§ INFORMATION SHOWN
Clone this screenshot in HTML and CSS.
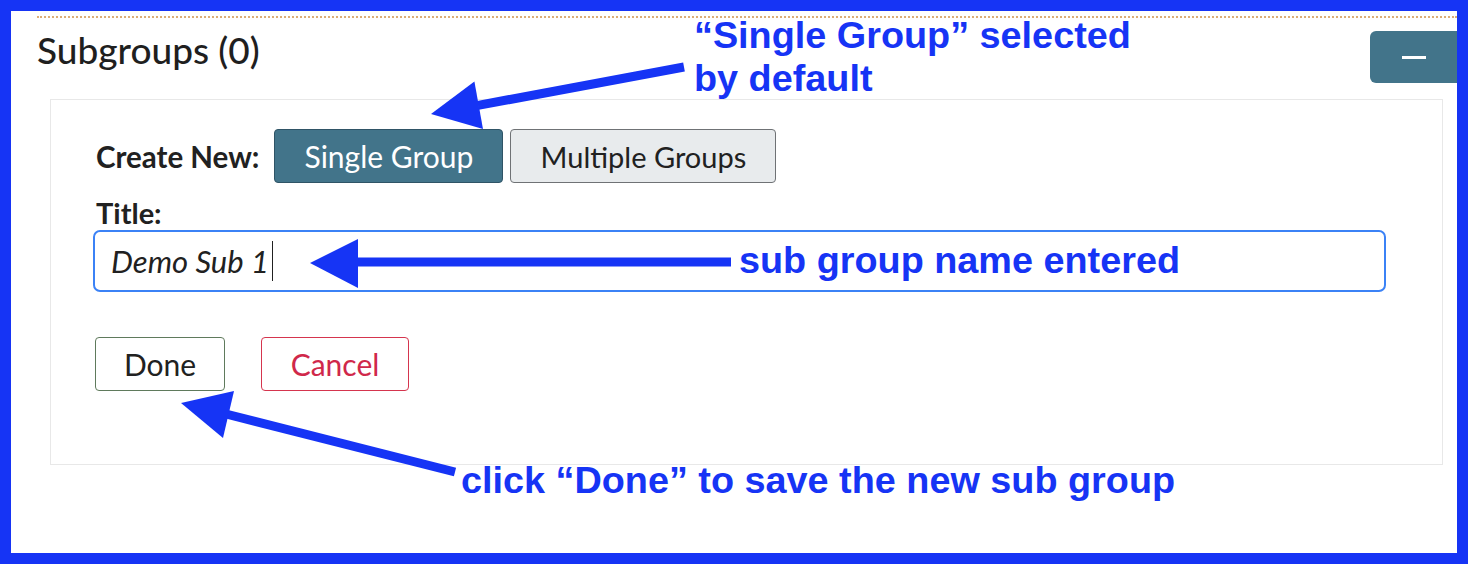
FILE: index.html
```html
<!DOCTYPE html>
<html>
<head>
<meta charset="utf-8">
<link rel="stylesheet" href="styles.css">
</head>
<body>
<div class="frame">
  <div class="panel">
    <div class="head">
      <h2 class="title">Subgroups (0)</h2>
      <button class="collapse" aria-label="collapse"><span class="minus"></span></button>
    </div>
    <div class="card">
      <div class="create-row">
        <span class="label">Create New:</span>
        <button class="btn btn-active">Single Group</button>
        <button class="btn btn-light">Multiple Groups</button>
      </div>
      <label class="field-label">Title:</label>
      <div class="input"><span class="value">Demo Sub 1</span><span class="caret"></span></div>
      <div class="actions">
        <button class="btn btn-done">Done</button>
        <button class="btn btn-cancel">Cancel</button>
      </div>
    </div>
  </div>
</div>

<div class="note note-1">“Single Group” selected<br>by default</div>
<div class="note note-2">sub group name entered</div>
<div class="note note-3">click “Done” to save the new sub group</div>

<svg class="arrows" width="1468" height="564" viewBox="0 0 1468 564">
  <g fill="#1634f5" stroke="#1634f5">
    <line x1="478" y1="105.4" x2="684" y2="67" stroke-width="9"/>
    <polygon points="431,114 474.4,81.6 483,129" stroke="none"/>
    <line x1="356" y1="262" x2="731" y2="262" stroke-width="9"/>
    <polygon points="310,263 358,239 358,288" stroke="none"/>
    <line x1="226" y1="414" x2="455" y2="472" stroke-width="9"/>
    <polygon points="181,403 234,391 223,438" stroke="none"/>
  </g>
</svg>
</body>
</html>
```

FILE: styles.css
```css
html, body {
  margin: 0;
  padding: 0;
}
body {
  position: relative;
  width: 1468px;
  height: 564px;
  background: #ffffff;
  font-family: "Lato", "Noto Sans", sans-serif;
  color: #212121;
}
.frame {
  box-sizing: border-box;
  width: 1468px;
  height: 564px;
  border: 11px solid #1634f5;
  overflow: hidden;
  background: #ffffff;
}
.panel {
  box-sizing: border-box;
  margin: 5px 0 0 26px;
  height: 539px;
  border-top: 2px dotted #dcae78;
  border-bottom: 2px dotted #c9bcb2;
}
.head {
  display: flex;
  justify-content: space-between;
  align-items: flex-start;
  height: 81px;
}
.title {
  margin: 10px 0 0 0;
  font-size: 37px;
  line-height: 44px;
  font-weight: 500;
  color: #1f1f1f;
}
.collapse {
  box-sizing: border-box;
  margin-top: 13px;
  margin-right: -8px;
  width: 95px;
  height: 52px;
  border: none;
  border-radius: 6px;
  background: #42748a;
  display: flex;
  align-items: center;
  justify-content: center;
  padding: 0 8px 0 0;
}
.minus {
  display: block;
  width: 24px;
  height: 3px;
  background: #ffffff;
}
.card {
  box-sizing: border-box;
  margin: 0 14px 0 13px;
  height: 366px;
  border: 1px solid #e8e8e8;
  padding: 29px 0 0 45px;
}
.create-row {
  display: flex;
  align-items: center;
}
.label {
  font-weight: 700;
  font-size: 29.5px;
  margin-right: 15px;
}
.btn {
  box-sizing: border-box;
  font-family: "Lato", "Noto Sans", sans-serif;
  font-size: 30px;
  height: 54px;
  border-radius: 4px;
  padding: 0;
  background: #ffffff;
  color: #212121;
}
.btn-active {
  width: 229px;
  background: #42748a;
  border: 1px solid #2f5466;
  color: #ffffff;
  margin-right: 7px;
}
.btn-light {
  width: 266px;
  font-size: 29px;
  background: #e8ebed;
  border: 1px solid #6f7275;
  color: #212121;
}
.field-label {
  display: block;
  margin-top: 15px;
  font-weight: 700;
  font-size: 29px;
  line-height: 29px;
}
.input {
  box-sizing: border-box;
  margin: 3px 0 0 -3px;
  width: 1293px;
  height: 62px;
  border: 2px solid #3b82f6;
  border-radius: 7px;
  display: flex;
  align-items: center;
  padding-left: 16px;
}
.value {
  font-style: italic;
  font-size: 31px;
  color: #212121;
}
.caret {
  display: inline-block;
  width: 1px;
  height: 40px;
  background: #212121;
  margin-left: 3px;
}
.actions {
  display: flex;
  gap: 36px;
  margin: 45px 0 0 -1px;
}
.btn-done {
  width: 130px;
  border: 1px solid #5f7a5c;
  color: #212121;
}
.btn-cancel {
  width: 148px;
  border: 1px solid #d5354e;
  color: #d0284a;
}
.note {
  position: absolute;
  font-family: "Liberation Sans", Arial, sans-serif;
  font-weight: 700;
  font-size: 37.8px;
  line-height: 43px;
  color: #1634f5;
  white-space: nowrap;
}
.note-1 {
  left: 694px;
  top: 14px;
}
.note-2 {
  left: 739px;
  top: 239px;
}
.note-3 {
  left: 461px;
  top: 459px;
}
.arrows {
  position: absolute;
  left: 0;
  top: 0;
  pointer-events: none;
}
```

§ WHAT THE TASK REQUIRES
Repeat the data in full and exactly. Omit pictures.

§ TASK RESPONSE
Clone this screenshot in HTML and CSS.
FILE: index.html
```html
<!DOCTYPE html>
<html>
<head>
<meta charset="utf-8">
<link rel="stylesheet" href="styles.css">
</head>
<body>
<div class="frame">
  <div class="panel">
    <div class="head">
      <h2 class="title">Subgroups (0)</h2>
      <button class="collapse" aria-label="collapse"><span class="minus"></span></button>
    </div>
    <div class="card">
      <div class="create-row">
        <span class="label">Create New:</span>
        <button class="btn btn-active">Single Group</button>
        <button class="btn btn-light">Multiple Groups</button>
      </div>
      <label class="field-label">Title:</label>
      <div class="input"><span class="value">Demo Sub 1</span><span class="caret"></span></div>
      <div class="actions">
        <button class="btn btn-done">Done</button>
        <button class="btn btn-cancel">Cancel</button>
      </div>
    </div>
  </div>
</div>

<div class="note note-1">“Single Group” selected<br>by default</div>
<div class="note note-2">sub group name entered</div>
<div class="note note-3">click “Done” to save the new sub group</div>

<svg class="arrows" width="1468" height="564" viewBox="0 0 1468 564">
  <g fill="#1634f5" stroke="#1634f5">
    <line x1="478" y1="105.4" x2="684" y2="67" stroke-width="9"/>
    <polygon points="431,114 474.4,81.6 483,129" stroke="none"/>
    <line x1="356" y1="262" x2="731" y2="262" stroke-width="9"/>
    <polygon points="310,263 358,239 358,288" stroke="none"/>
    <line x1="226" y1="414" x2="455" y2="472" stroke-width="9"/>
    <polygon points="181,403 234,391 223,438" stroke="none"/>
  </g>
</svg>
</body>
</html>
```

FILE: styles.css
```css
html, body {
  margin: 0;
  padding: 0;
}
body {
  position: relative;
  width: 1468px;
  height: 564px;
  background: #ffffff;
  font-family: "Lato", "Noto Sans", sans-serif;
  color: #212121;
}
.frame {
  box-sizing: border-box;
  width: 1468px;
  height: 564px;
  border: 11px solid #1634f5;
  overflow: hidden;
  background: #ffffff;
}
.panel {
  box-sizing: border-box;
  margin: 5px 0 0 26px;
  height: 539px;
  border-top: 2px dotted #dcae78;
  border-bottom: 2px dotted #c9bcb2;
}
.head {
  display: flex;
  justify-content: space-between;
  align-items: flex-start;
  height: 81px;
}
.title {
  margin: 10px 0 0 0;
  font-size: 37px;
  line-height: 44px;
  font-weight: 500;
  color: #1f1f1f;
}
.collapse {
  box-sizing: border-box;
  margin-top: 13px;
  margin-right: -8px;
  width: 95px;
  height: 52px;
  border: none;
  border-radius: 6px;
  background: #42748a;
  display: flex;
  align-items: center;
  justify-content: center;
  padding: 0 8px 0 0;
}
.minus {
  display: block;
  width: 24px;
  height: 3px;
  background: #ffffff;
}
.card {
  box-sizing: border-box;
  margin: 0 14px 0 13px;
  height: 366px;
  border: 1px solid #e8e8e8;
  padding: 29px 0 0 45px;
}
.create-row {
  display: flex;
  align-items: center;
}
.label {
  font-weight: 700;
  font-size: 29.5px;
  margin-right: 15px;
}
.btn {
  box-sizing: border-box;
  font-family: "Lato", "Noto Sans", sans-serif;
  font-size: 30px;
  height: 54px;
  border-radius: 4px;
  padding: 0;
  background: #ffffff;
  color: #212121;
}
.btn-active {
  width: 229px;
  background: #42748a;
  border: 1px solid #2f5466;
  color: #ffffff;
  margin-right: 7px;
}
.btn-light {
  width: 266px;
  font-size: 29px;
  background: #e8ebed;
  border: 1px solid #6f7275;
  color: #212121;
}
.field-label {
  display: block;
  margin-top: 15px;
  font-weight: 700;
  font-size: 29px;
  line-height: 29px;
}
.input {
  box-sizing: border-box;
  margin: 3px 0 0 -3px;
  width: 1293px;
  height: 62px;
  border: 2px solid #3b82f6;
  border-radius: 7px;
  display: flex;
  align-items: center;
  padding-left: 16px;
}
.value {
  font-style: italic;
  font-size: 31px;
  color: #212121;
}
.caret {
  display: inline-block;
  width: 1px;
  height: 40px;
  background: #212121;
  margin-left: 3px;
}
.actions {
  display: flex;
  gap: 36px;
  margin: 45px 0 0 -1px;
}
.btn-done {
  width: 130px;
  border: 1px solid #5f7a5c;
  color: #212121;
}
.btn-cancel {
  width: 148px;
  border: 1px solid #d5354e;
  color: #d0284a;
}
.note {
  position: absolute;
  font-family: "Liberation Sans", Arial, sans-serif;
  font-weight: 700;
  font-size: 37.8px;
  line-height: 43px;
  color: #1634f5;
  white-space: nowrap;
}
.note-1 {
  left: 694px;
  top: 14px;
}
.note-2 {
  left: 739px;
  top: 239px;
}
.note-3 {
  left: 461px;
  top: 459px;
}
.arrows {
  position: absolute;
  left: 0;
  top: 0;
  pointer-events: none;
}
```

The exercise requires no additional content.